I don't work much with sheet goods but in the past I've always used a sorta junky circular saw, but with a decent Freud plywood blade, and a home-made guide to break down the sheets.  1/4" or so over size then over to the table saw which has yet another Freud plywood blade and a ZCI. And often times I'll still add a line of blue tape to the exit side (bottom side for TS). Really does help.

But to the point, I've got on my short list at least two, maybe three projects that are calling (screaming) for sheet goods : bathroom vanity (maybe 2), matching over-the-toilet cabinet and I need to make some additional storage cabinets in my garage. As I've never really like futzing about with the home-made guide I decided to pop for a tracksaw.  After much consideration and thought I went with the Grizzly full size model, two lengths of 55" track and once again, an upgraded Freud blade.
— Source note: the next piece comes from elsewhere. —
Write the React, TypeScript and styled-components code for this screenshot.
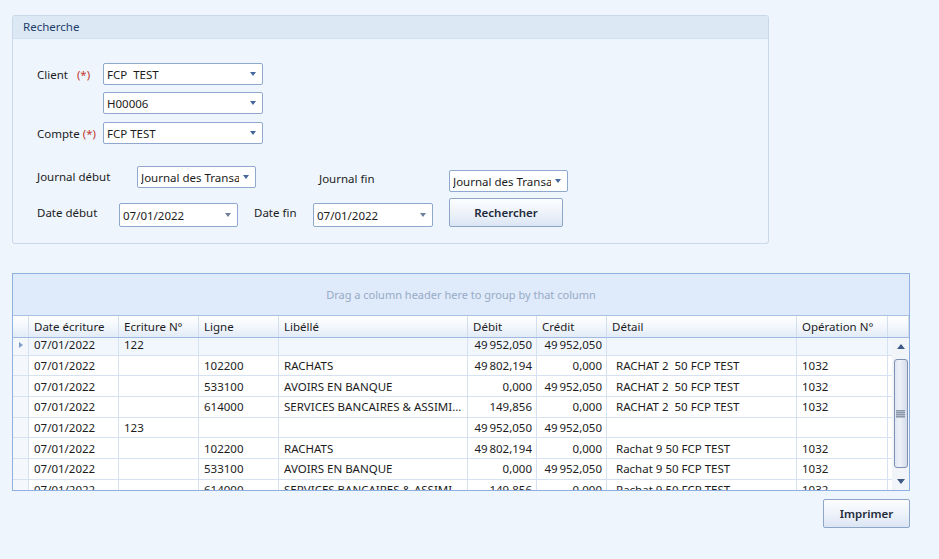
import styled, { createGlobalStyle } from 'styled-components'

const GlobalStyle = createGlobalStyle`
  body {
    margin: 0;
    background: #eef5fd;
    font-family: "Noto Sans", "Open Sans", sans-serif;
    font-size: 11.5px;
    color: #1c1c1c;
  }
`

const Page = styled.div`
  width: 939px;
  height: 559px;
  padding: 15px 0 0 12px;
  box-sizing: border-box;
`

const GroupBox = styled.div`
  width: 757px;
  height: 229px;
  box-sizing: border-box;
  border: 1px solid #c8d7ea;
  border-radius: 3px;
  background: #eef5fd;
`

const GroupTitle = styled.div`
  height: 22px;
  line-height: 22px;
  background: #dde8f5;
  border-bottom: 1px solid #d2dfef;
  padding-left: 10px;
  color: #223e6a;
`

const GroupBody = styled.div`
  padding: 24px 0 0 24px;
`

const FieldRow = styled.div<{ $top: number; $h?: number; $align?: string }>`
  display: flex;
  align-items: ${(p) => p.$align || 'center'};
  margin-top: ${(p) => p.$top}px;
  height: ${(p) => (p.$h ? `${p.$h}px` : 'auto')};
`

const Label = styled.div<{ $w: number; $ml?: number; $pt?: number }>`
  width: ${(p) => p.$w}px;
  margin-left: ${(p) => p.$ml || 0}px;
  padding-top: ${(p) => p.$pt || 0}px;
  box-sizing: border-box;
  white-space: nowrap;
`

const Req = styled.span`
  color: #c0392b;
`

const Combo = styled.div<{ $w: number; $h?: number; $ml?: number; $mt?: number }>`
  width: ${(p) => p.$w}px;
  height: ${(p) => p.$h || 22}px;
  margin-left: ${(p) => p.$ml || 0}px;
  margin-top: ${(p) => p.$mt || 0}px;
  box-sizing: border-box;
  border: 1px solid #8ea8cf;
  border-radius: 2px;
  background: #fff;
  display: flex;
  align-items: center;
  padding-left: 3px;
  overflow: hidden;
`

const ComboText = styled.div`
  flex: 1;
  white-space: pre;
  overflow: hidden;
`

const Arrow = styled.div<{ $c?: string }>`
  width: 0;
  height: 0;
  margin: 0 6px 0 4px;
  border-left: 3.5px solid transparent;
  border-right: 3.5px solid transparent;
  border-top: 4px solid ${(p) => p.$c || '#45679a'};
`

const Button = styled.button<{ $w: number; $h: number; $ml?: number }>`
  width: ${(p) => p.$w}px;
  height: ${(p) => p.$h}px;
  margin-left: ${(p) => p.$ml || 0}px;
  box-sizing: border-box;
  border: 1px solid #8da6c8;
  border-radius: 2px;
  background: linear-gradient(#fcfdff 0%, #eef3fa 50%, #dbe5f3 100%);
  font-family: inherit;
  font-size: 11.5px;
  font-weight: 600;
  color: #1e2a3a;
  padding: 0;
`

const Grid = styled.div`
  margin-top: 29px;
  width: 898px;
  height: 218px;
  box-sizing: border-box;
  border: 1px solid #8db0de;
  background: #fff;
  display: flex;
  flex-direction: column;
  overflow: hidden;
`

const GroupPanel = styled.div`
  height: 41px;
  flex: none;
  background: #dfeafa;
  border-bottom: 1px solid #a8c2e6;
  display: flex;
  align-items: center;
  justify-content: center;
  color: #97aac6;
  font-size: 11px;
`

const cols = '16px 90px 80px 80px 189px 69px 70px 190px 91px 1fr'

const HeaderRow = styled.div`
  display: grid;
  grid-template-columns: ${cols};
  height: 21px;
  flex: none;
  background: linear-gradient(#ffffff 0%, #f3f7fc 50%, #e2ebf7 100%);
  border-bottom: 1px solid #9fbbe2;
`

const HeadCell = styled.div`
  display: flex;
  align-items: center;
  padding-left: 5px;
  border-right: 1px solid #d3deed;
  white-space: nowrap;
  overflow: hidden;
`

const Body = styled.div`
  flex: 1;
  display: flex;
  overflow: hidden;
`

const RowList = styled.div`
  flex: 1;
  overflow: hidden;
`

const Rows = styled.div`
  margin-top: -3px;
`

const DataRow = styled.div<{ $focus?: boolean }>`
  display: grid;
  grid-template-columns: ${cols};
  height: 20.7px;
  background: ${(p) => (p.$focus ? '#f2f7fd' : '#fff')};
`

const Cell = styled.div<{ $right?: boolean; $pl?: number }>`
  display: flex;
  align-items: center;
  justify-content: ${(p) => (p.$right ? 'flex-end' : 'flex-start')};
  padding: 0 4px 0 ${(p) => (p.$pl !== undefined ? p.$pl : 5)}px;
  border-right: 1px solid #d6e2f1;
  border-bottom: 1px solid #d6e2f1;
  white-space: pre;
  overflow: hidden;
`

const Indicator = styled.div`
  display: flex;
  align-items: center;
  justify-content: center;
  border-right: 1px solid #d6e2f1;
  border-bottom: 1px solid #d6e2f1;
  background: #f4f7fb;
`

const RowArrow = styled.div`
  width: 0;
  height: 0;
  border-top: 3.5px solid transparent;
  border-bottom: 3.5px solid transparent;
  border-left: 4px solid #7f9ccb;
`

const ScrollBar = styled.div`
  width: 17px;
  flex: none;
  background: #f1f5fa;
  display: flex;
  flex-direction: column;
  align-items: center;
`

const ScrollArrow = styled.div<{ $up?: boolean }>`
  height: 17px;
  flex: none;
  display: flex;
  align-items: center;
  justify-content: center;
  &::after {
    content: '';
    width: 0;
    height: 0;
    border-left: 4.5px solid transparent;
    border-right: 4.5px solid transparent;
    ${(p) => (p.$up ? 'border-bottom: 5px solid #3f5a86;' : 'border-top: 5px solid #3f5a86;')}
  }
`

const Thumb = styled.div`
  width: 14px;
  height: 109px;
  margin-top: 4px;
  box-sizing: border-box;
  border: 1px solid #7c91b3;
  border-radius: 3px;
  background: linear-gradient(90deg, #dfe6f1 0%, #eef2f8 40%, #d3dceb 100%);
  display: flex;
  align-items: center;
  justify-content: center;
`

const Grip = styled.div`
  width: 9px;
  height: 8px;
  background: repeating-linear-gradient(#8c98aa 0 1px, #b4bdcb 1px 2px);
`

const Spacer = styled.div`
  flex: 1;
`

const Footer = styled.div`
  width: 898px;
  display: flex;
  justify-content: flex-end;
  margin-top: 8px;
`

type Row = {
  date: string
  num: string
  ligne: string
  libelle: string
  debit: string
  credit: string
  detail: string
  op: string
}

const n = (s: string) => s.replace(' ', '\u2009')

const rows: Row[] = [
  { date: '07/01/2022', num: '122', ligne: '', libelle: '', debit: n('49 952,050'), credit: n('49 952,050'), detail: '', op: '' },
  { date: '07/01/2022', num: '', ligne: '102200', libelle: 'RACHATS', debit: n('49 802,194'), credit: '0,000', detail: 'RACHAT 2  50 FCP TEST', op: '1032' },
  { date: '07/01/2022', num: '', ligne: '533100', libelle: 'AVOIRS EN BANQUE', debit: '0,000', credit: n('49 952,050'), detail: 'RACHAT 2  50 FCP TEST', op: '1032' },
  { date: '07/01/2022', num: '', ligne: '614000', libelle: 'SERVICES BANCAIRES & ASSIMI...', debit: '149,856', credit: '0,000', detail: 'RACHAT 2  50 FCP TEST', op: '1032' },
  { date: '07/01/2022', num: '123', ligne: '', libelle: '', debit: n('49 952,050'), credit: n('49 952,050'), detail: '', op: '' },
  { date: '07/01/2022', num: '', ligne: '102200', libelle: 'RACHATS', debit: n('49 802,194'), credit: '0,000', detail: 'Rachat 9 50 FCP TEST', op: '1032' },
  { date: '07/01/2022', num: '', ligne: '533100', libelle: 'AVOIRS EN BANQUE', debit: '0,000', credit: n('49 952,050'), detail: 'Rachat 9 50 FCP TEST', op: '1032' },
  { date: '07/01/2022', num: '', ligne: '614000', libelle: 'SERVICES BANCAIRES & ASSIMI...', debit: '149,856', credit: '0,000', detail: 'Rachat 9 50 FCP TEST', op: '1032' },
]

const headers = ['Date écriture', 'Ecriture N°', 'Ligne', 'Libéllé', 'Débit', 'Crédit', 'Détail', 'Opération N°', '']

function App() {
  return (
    <>
      <GlobalStyle />
      <Page>
        <GroupBox>
          <GroupTitle>Recherche</GroupTitle>
          <GroupBody>
            <FieldRow $top={0}>
              <Label $w={66}>
                Client&nbsp;&nbsp;&nbsp;<Req>(*)</Req>
              </Label>
              <Combo $w={160}>
                <ComboText>FCP  TEST</ComboText>
                <Arrow />
              </Combo>
            </FieldRow>
            <FieldRow $top={7}>
              <Label $w={66} />
              <Combo $w={160}>
                <ComboText>H00006</ComboText>
                <Arrow />
              </Combo>
            </FieldRow>
            <FieldRow $top={8}>
              <Label $w={66}>
                Compte <Req>(*)</Req>
              </Label>
              <Combo $w={160}>
                <ComboText>FCP TEST</ComboText>
                <Arrow />
              </Combo>
            </FieldRow>
            <FieldRow $top={22} $h={26} $align="flex-start">
              <Label $w={100} $pt={3}>Journal début</Label>
              <Combo $w={119}>
                <ComboText>Journal des Transactions</ComboText>
                <Arrow />
              </Combo>
              <Label $w={130} $ml={63} $pt={5}>Journal fin</Label>
              <Combo $w={119} $mt={4}>
                <ComboText>Journal des Transactions</ComboText>
                <Arrow />
              </Combo>
            </FieldRow>
            <FieldRow $top={6} $h={29} $align="flex-start">
              <Label $w={82} $pt={7}>Date début</Label>
              <Combo $w={119} $h={24} $mt={5}>
                <ComboText>07/01/2022</ComboText>
                <Arrow $c="#6d7f99" />
              </Combo>
              <Label $w={59} $ml={16} $pt={7}>Date fin</Label>
              <Combo $w={120} $h={24} $mt={5}>
                <ComboText>07/01/2022</ComboText>
                <Arrow $c="#6d7f99" />
              </Combo>
              <Button $w={114} $h={29} $ml={16}>Rechercher</Button>
            </FieldRow>
          </GroupBody>
        </GroupBox>

        <Grid>
          <GroupPanel>Drag a column header here to group by that column</GroupPanel>
          <HeaderRow>
            <HeadCell />
            {headers.map((h, i) => (
              <HeadCell key={i}>{h}</HeadCell>
            ))}
          </HeaderRow>
          <Body>
            <RowList>
              <Rows>
                {rows.map((r, i) => (
                  <DataRow key={i} $focus={i === 0}>
                    <Indicator>{i === 0 && <RowArrow />}</Indicator>
                    <Cell>{r.date}</Cell>
                    <Cell>{r.num}</Cell>
                    <Cell>{r.ligne}</Cell>
                    <Cell>{r.libelle}</Cell>
                    <Cell $right>{r.debit}</Cell>
                    <Cell $right>{r.credit}</Cell>
                    <Cell $pl={9}>{r.detail}</Cell>
                    <Cell>{r.op}</Cell>
                    <Cell />
                  </DataRow>
                ))}
              </Rows>
            </RowList>
            <ScrollBar>
              <ScrollArrow $up />
              <Thumb>
                <Grip />
              </Thumb>
              <Spacer />
              <ScrollArrow />
            </ScrollBar>
          </Body>
        </Grid>
        <Footer>
          <Button $w={87} $h={29}>Imprimer</Button>
        </Footer>
      </Page>
    </>
  )
}

export default App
And remember, when I say Grizzly here it really means Sheppach because this same saw and rails show up under at least four different names including Sheppach, Aldi/Workzone and Wen.

Sure, I know what many will say, "Go look at the reviews, the Griz always finishes last."  Well, I did that and often times (all of the time perhaps) they were using the stock blades. And it was also well documented a few years ago there was a problem with the Griz track having its slick-strips too close together so the saw rocked on the track. Finally, the dust extraction is less than stellar in the not-Festool/not-Metabo brands. The cheaper you go, the messier they get.  I got all that.  But all of these can be addressed easily.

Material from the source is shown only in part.